EBIT margins improve for TCS, Wipro, fall for HCL Tech
Infosys margins were impacted by 100 bps due to the renegotiation of a large deal. HCL Tech margins saw contraction on account of seasonality and wage hikes.
Firms like Infosys and Wipro expect margins to expand further by another 100 - 200 bps, while TCS expects it to be range-bound. Tech Mahindra is expected to double its margins in the next three years.
The first half of FY25 will be challenging amid weak macros
Earnings for top IT firms in Q4FY24 have indicated a slowdown in the top line. The trend is expected to continue further into the first half of FY25 until the rate-cut cycle begins. The BFSI segment is expected to see traction after the rate cuts. Firms are looking at alternative business segments but the momentum has been in terms of small deals.
According to Mohit Joshi, CEO of Tech Mahindra, “It's important to look for other sub-verticals that are doing good at the moment. Asset management, wealth management, digital payment systems, etc are expected to be new growth drivers”
Even TCS is looking at new segments like generative AI, cybersecurity, embedded finance, and green transition to offset the slowdown witnessed in its BFSI segment. They are also tapping into newer markets in Asia, Africa, and the Middle East for projects.

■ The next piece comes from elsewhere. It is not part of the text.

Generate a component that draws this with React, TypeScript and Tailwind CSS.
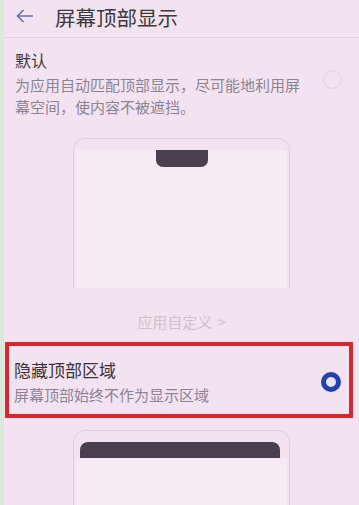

While a focus on new verticals might not result in any immediate relief, it may help in scaling revenues in the longer term. Operational efficiencies may boost margins as well. But the sector is clearly in cost control mode as its traditional cash cows are not delivering as much as they used to. The players are hunkering down amid rising interest rates, impending elections, geopolitical tensions, and the emergence of new technologies like AI.